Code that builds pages

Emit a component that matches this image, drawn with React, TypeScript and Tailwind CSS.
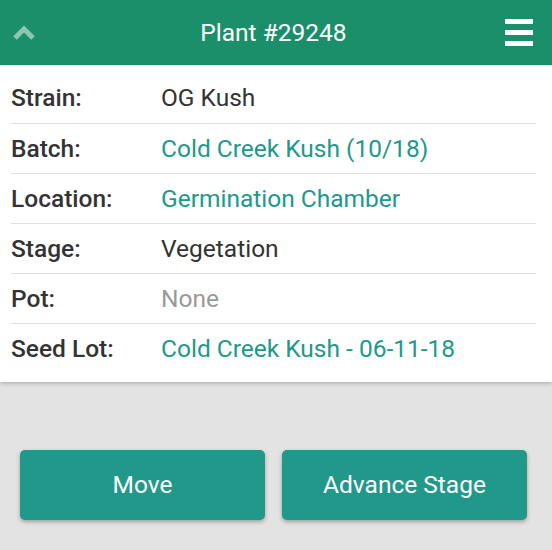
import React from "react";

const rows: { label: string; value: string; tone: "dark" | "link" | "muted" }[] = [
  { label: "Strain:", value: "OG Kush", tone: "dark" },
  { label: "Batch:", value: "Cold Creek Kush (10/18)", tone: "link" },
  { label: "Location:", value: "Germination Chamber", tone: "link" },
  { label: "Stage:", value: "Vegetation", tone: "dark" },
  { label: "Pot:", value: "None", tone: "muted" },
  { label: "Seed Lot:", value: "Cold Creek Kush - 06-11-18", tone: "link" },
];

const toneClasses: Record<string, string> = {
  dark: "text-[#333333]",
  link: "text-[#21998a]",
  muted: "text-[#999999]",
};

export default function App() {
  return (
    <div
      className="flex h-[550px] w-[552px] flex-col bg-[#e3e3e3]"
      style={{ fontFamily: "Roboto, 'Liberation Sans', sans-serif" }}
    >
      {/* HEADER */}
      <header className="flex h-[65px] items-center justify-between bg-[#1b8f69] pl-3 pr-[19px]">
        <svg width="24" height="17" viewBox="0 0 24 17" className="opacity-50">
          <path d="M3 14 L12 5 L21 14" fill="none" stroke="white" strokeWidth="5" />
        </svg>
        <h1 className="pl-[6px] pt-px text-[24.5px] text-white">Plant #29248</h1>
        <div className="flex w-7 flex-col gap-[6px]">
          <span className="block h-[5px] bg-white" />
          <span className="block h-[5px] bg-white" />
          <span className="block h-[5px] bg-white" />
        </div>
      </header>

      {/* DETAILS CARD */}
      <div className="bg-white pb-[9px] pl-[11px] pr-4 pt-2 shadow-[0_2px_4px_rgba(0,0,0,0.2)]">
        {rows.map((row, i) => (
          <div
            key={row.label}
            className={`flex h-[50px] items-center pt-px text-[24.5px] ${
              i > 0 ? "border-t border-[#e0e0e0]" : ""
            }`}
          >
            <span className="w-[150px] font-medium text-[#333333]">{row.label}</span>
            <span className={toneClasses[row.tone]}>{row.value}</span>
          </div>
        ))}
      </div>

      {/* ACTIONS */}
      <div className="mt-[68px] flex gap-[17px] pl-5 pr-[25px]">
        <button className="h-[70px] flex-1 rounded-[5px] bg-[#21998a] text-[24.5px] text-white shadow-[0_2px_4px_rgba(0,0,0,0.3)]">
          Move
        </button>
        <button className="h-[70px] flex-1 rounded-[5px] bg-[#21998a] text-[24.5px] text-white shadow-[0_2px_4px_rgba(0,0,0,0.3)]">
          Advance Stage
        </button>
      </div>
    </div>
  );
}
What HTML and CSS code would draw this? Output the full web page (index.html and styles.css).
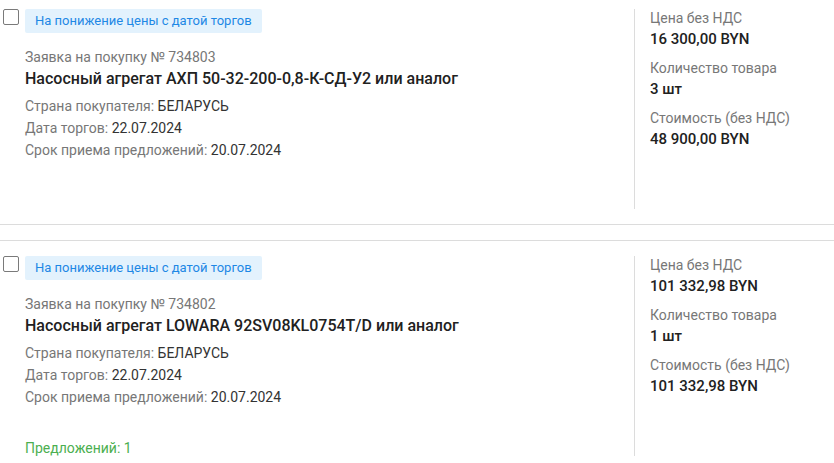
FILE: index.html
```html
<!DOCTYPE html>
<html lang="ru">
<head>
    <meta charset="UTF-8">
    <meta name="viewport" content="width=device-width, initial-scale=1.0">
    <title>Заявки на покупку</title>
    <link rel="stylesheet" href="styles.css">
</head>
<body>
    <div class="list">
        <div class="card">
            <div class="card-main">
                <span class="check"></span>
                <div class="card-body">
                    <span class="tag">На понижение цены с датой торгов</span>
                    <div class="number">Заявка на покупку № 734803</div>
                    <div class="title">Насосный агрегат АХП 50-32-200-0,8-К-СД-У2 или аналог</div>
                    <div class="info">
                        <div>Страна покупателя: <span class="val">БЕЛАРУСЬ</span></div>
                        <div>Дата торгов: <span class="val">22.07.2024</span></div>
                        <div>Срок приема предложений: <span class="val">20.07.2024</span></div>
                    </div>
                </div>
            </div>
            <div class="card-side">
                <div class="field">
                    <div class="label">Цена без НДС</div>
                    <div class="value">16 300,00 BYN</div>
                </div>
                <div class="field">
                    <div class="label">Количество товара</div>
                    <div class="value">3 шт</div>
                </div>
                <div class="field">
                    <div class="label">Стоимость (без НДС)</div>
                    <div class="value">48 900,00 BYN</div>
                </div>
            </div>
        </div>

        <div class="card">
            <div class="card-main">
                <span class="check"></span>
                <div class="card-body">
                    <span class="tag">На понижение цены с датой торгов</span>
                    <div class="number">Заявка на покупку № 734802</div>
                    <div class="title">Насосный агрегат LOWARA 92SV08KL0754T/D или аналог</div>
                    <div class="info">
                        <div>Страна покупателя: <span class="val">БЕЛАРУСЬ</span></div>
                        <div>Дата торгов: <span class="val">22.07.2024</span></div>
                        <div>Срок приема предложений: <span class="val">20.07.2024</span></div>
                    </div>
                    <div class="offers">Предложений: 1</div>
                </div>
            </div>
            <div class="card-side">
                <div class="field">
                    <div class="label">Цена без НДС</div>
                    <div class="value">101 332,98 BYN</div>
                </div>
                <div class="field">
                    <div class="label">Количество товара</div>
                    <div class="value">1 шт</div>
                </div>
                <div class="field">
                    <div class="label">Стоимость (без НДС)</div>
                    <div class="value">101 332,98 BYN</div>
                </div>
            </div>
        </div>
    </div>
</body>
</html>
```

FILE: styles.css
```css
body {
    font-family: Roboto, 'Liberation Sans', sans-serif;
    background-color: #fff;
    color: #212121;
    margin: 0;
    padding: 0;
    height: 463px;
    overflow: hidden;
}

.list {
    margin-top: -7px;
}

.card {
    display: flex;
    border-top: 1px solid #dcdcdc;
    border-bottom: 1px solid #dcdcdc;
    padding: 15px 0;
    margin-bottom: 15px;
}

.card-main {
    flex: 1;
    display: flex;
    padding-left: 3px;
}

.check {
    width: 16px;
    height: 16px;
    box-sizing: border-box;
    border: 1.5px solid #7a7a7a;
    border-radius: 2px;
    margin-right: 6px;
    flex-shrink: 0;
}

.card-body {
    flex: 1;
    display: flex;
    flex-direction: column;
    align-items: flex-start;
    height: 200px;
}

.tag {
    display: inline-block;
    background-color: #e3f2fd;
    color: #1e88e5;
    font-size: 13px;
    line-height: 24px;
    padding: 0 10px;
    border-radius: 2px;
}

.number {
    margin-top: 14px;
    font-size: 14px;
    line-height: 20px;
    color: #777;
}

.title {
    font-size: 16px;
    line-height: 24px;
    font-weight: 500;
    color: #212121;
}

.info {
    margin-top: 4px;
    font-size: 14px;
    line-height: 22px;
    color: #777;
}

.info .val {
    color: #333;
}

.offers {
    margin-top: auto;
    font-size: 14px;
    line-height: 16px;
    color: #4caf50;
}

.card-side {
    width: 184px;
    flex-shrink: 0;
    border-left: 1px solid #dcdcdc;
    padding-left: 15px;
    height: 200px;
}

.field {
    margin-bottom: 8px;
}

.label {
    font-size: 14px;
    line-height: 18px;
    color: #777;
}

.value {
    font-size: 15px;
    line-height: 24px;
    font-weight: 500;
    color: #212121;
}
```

* **WHAT IS NEEDED**: Look through the records and gather each line with the word "React".

* **CORRECT RESPONSE**:
Emit a component that matches this image, drawn with React, TypeScript and Tailwind CSS.
import React from "react";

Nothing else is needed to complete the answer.